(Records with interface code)
● ● ● ●

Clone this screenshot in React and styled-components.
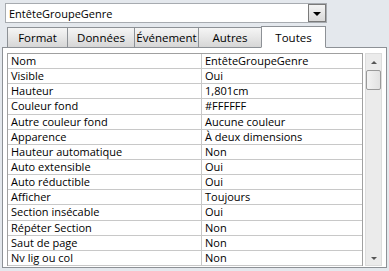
import styled, { createGlobalStyle } from "styled-components";

const GlobalStyle = createGlobalStyle`
  html, body {
    margin: 0;
    padding: 0;
    background: #e4e8ed;
  }
  * {
    box-sizing: border-box;
  }
`;

const Sheet = styled.div`
  width: 389px;
  height: 271px;
  background: #e4e8ed;
  font-family: "Open Sans", "Noto Sans", sans-serif;
  font-size: 11px;
  color: #000;
  padding-top: 3px;
  overflow: hidden;
`;

const Combo = styled.div`
  margin-left: 5px;
  width: 322px;
  height: 20px;
  background: #fff;
  border: 1px solid #a7abb0;
  display: flex;
  align-items: center;
  justify-content: space-between;
`;

const ComboText = styled.span`
  padding-left: 3px;
`;

const DropButton = styled.div`
  width: 18px;
  height: 18px;
  border: 1px solid #7a7a7a;
  background: linear-gradient(#f4f4f4, #d9d9d9);
  display: flex;
  align-items: center;
  justify-content: center;
`;

const Arrow = styled.span`
  width: 0;
  height: 0;
  border-left: 4px solid transparent;
  border-right: 4px solid transparent;
  border-top: 4px solid #000;
  margin-top: 1px;
`;

const TabStrip = styled.div`
  display: flex;
  align-items: flex-end;
  height: 24px;
  padding-left: 7px;
  margin-top: 0;
  position: relative;
  z-index: 1;
`;

const Tab = styled.div`
  width: ${({ $w }) => $w}px;
  height: ${({ $active }) => ($active ? 22 : 20)}px;
  margin-left: -1px;
  border: 1px solid #8d9196;
  border-bottom: ${({ $active }) => ($active ? "1px solid #fff" : "none")};
  background: ${({ $active }) =>
    $active ? "#fff" : "linear-gradient(#f5f5f5 0%, #e8e8e8 45%, #d6d6d6 100%)"};
  margin-bottom: ${({ $active }) => ($active ? "-1px" : "0")};
  display: flex;
  align-items: center;
  justify-content: center;
  font-size: 11.5px;
  &:first-child {
    margin-left: 0;
  }
`;

const Panel = styled.div`
  margin: 0 2px;
  height: 221px;
  background: #fff;
  border: 1px solid #8d9196;
  padding: 5px 4px 1px 4px;
  display: flex;
  gap: 2px;
`;

const Grid = styled.div`
  flex: 1;
  border: 1px solid #a0a0a0;
  border-bottom: none;
  display: flex;
  flex-direction: column;
`;

const Row = styled.div`
  display: grid;
  grid-template-columns: 193px 1fr;
  height: 15.3px;
  border-bottom: 1px solid #c8c8c8;
  line-height: 14px;
`;

const Cell = styled.div`
  padding-left: 3px;
  white-space: nowrap;
  overflow: hidden;
  & + & {
    border-left: 1px solid #c8c8c8;
  }
`;

const Scrollbar = styled.div`
  width: 17px;
  background: #ebebeb;
  border: 1px solid #dcdcdc;
  display: flex;
  flex-direction: column;
  align-items: center;
  padding-top: 2px;
  position: relative;
`;

const ScrollArrow = styled.span`
  width: 0;
  height: 0;
  border-left: 3px solid transparent;
  border-right: 3px solid transparent;
  ${({ $down }) =>
    $down ? "border-top: 3px solid #555;" : "border-bottom: 3px solid #555;"}
  margin: 5px 0;
`;

const Thumb = styled.div`
  width: 15px;
  height: 20px;
  border: 1px solid #9a9a9a;
  border-radius: 2px;
  background: linear-gradient(90deg, #f3f3f3, #e2e2e2);
  margin-top: 1px;
`;

const Spacer = styled.div`
  flex: 1;
`;

const rows = [
  ["Nom", "EntêteGroupeGenre"],
  ["Visible", "Oui"],
  ["Hauteur", "1,801cm"],
  ["Couleur fond", "#FFFFFF"],
  ["Autre couleur fond", "Aucune couleur"],
  ["Apparence", "À deux dimensions"],
  ["Hauteur automatique", "Non"],
  ["Auto extensible", "Oui"],
  ["Auto réductible", "Oui"],
  ["Afficher", "Toujours"],
  ["Section insécable", "Oui"],
  ["Répéter Section", "Non"],
  ["Saut de page", "Non"],
  ["Nv lig ou col", "Non"],
];

const tabs = [
  ["Format", 61],
  ["Données", 68],
  ["Événement", 65],
  ["Autres", 64],
  ["Toutes", 65],
];

export default function App() {
  return (
    <>
      <GlobalStyle />
      <Sheet>
        <Combo>
          <ComboText>EntêteGroupeGenre</ComboText>
          <DropButton>
            <Arrow />
          </DropButton>
        </Combo>
        <TabStrip>
          {tabs.map(([label, w]) => (
            <Tab key={label} $w={w} $active={label === "Toutes"}>
              {label}
            </Tab>
          ))}
        </TabStrip>
        <Panel>
          <Grid>
            {rows.map(([name, value]) => (
              <Row key={name}>
                <Cell>{name}</Cell>
                <Cell>{value}</Cell>
              </Row>
            ))}
          </Grid>
          <Scrollbar>
            <ScrollArrow />
            <Thumb />
            <Spacer />
            <ScrollArrow $down />
          </Scrollbar>
        </Panel>
      </Sheet>
    </>
  );
}
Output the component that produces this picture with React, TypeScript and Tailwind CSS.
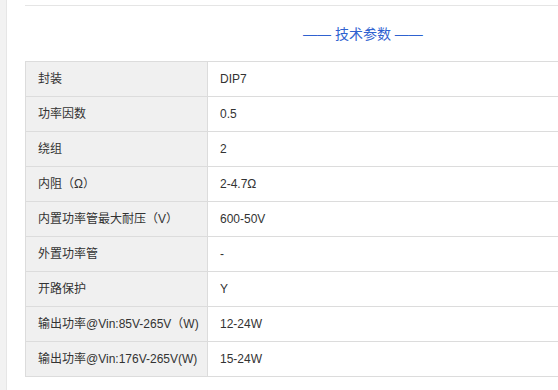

● ● ● ●

JOB: Pictures are to be left out; repeat all the remaining data exactly.

EXERCISE OUTPUT:
Clone this screenshot in React and styled-components.
import styled, { createGlobalStyle } from "styled-components";

const GlobalStyle = createGlobalStyle`
  html, body {
    margin: 0;
    padding: 0;
    background: #e4e8ed;
  }
  * {
    box-sizing: border-box;
  }
`;

const Sheet = styled.div`
  width: 389px;
  height: 271px;
  background: #e4e8ed;
  font-family: "Open Sans", "Noto Sans", sans-serif;
  font-size: 11px;
  color: #000;
  padding-top: 3px;
  overflow: hidden;
`;

const Combo = styled.div`
  margin-left: 5px;
  width: 322px;
  height: 20px;
  background: #fff;
  border: 1px solid #a7abb0;
  display: flex;
  align-items: center;
  justify-content: space-between;
`;

const ComboText = styled.span`
  padding-left: 3px;
`;

const DropButton = styled.div`
  width: 18px;
  height: 18px;
  border: 1px solid #7a7a7a;
  background: linear-gradient(#f4f4f4, #d9d9d9);
  display: flex;
  align-items: center;
  justify-content: center;
`;

const Arrow = styled.span`
  width: 0;
  height: 0;
  border-left: 4px solid transparent;
  border-right: 4px solid transparent;
  border-top: 4px solid #000;
  margin-top: 1px;
`;

const TabStrip = styled.div`
  display: flex;
  align-items: flex-end;
  height: 24px;
  padding-left: 7px;
  margin-top: 0;
  position: relative;
  z-index: 1;
`;

const Tab = styled.div`
  width: ${({ $w }) => $w}px;
  height: ${({ $active }) => ($active ? 22 : 20)}px;
  margin-left: -1px;
  border: 1px solid #8d9196;
  border-bottom: ${({ $active }) => ($active ? "1px solid #fff" : "none")};
  background: ${({ $active }) =>
    $active ? "#fff" : "linear-gradient(#f5f5f5 0%, #e8e8e8 45%, #d6d6d6 100%)"};
  margin-bottom: ${({ $active }) => ($active ? "-1px" : "0")};
  display: flex;
  align-items: center;
  justify-content: center;
  font-size: 11.5px;
  &:first-child {
    margin-left: 0;
  }
`;

const Panel = styled.div`
  margin: 0 2px;
  height: 221px;
  background: #fff;
  border: 1px solid #8d9196;
  padding: 5px 4px 1px 4px;
  display: flex;
  gap: 2px;
`;

const Grid = styled.div`
  flex: 1;
  border: 1px solid #a0a0a0;
  border-bottom: none;
  display: flex;
  flex-direction: column;
`;

const Row = styled.div`
  display: grid;
  grid-template-columns: 193px 1fr;
  height: 15.3px;
  border-bottom: 1px solid #c8c8c8;
  line-height: 14px;
`;

const Cell = styled.div`
  padding-left: 3px;
  white-space: nowrap;
  overflow: hidden;
  & + & {
    border-left: 1px solid #c8c8c8;
  }
`;

const Scrollbar = styled.div`
  width: 17px;
  background: #ebebeb;
  border: 1px solid #dcdcdc;
  display: flex;
  flex-direction: column;
  align-items: center;
  padding-top: 2px;
  position: relative;
`;

const ScrollArrow = styled.span`
  width: 0;
  height: 0;
  border-left: 3px solid transparent;
  border-right: 3px solid transparent;
  ${({ $down }) =>
    $down ? "border-top: 3px solid #555;" : "border-bottom: 3px solid #555;"}
  margin: 5px 0;
`;

const Thumb = styled.div`
  width: 15px;
  height: 20px;
  border: 1px solid #9a9a9a;
  border-radius: 2px;
  background: linear-gradient(90deg, #f3f3f3, #e2e2e2);
  margin-top: 1px;
`;

const Spacer = styled.div`
  flex: 1;
`;

const rows = [
  ["Nom", "EntêteGroupeGenre"],
  ["Visible", "Oui"],
  ["Hauteur", "1,801cm"],
  ["Couleur fond", "#FFFFFF"],
  ["Autre couleur fond", "Aucune couleur"],
  ["Apparence", "À deux dimensions"],
  ["Hauteur automatique", "Non"],
  ["Auto extensible", "Oui"],
  ["Auto réductible", "Oui"],
  ["Afficher", "Toujours"],
  ["Section insécable", "Oui"],
  ["Répéter Section", "Non"],
  ["Saut de page", "Non"],
  ["Nv lig ou col", "Non"],
];

const tabs = [
  ["Format", 61],
  ["Données", 68],
  ["Événement", 65],
  ["Autres", 64],
  ["Toutes", 65],
];

export default function App() {
  return (
    <>
      <GlobalStyle />
      <Sheet>
        <Combo>
          <ComboText>EntêteGroupeGenre</ComboText>
          <DropButton>
            <Arrow />
          </DropButton>
        </Combo>
        <TabStrip>
          {tabs.map(([label, w]) => (
            <Tab key={label} $w={w} $active={label === "Toutes"}>
              {label}
            </Tab>
          ))}
        </TabStrip>
        <Panel>
          <Grid>
            {rows.map(([name, value]) => (
              <Row key={name}>
                <Cell>{name}</Cell>
                <Cell>{value}</Cell>
              </Row>
            ))}
          </Grid>
          <Scrollbar>
            <ScrollArrow />
            <Thumb />
            <Spacer />
            <ScrollArrow $down />
          </Scrollbar>
        </Panel>
      </Sheet>
    </>
  );
}
Output the component that produces this picture with React, TypeScript and Tailwind CSS.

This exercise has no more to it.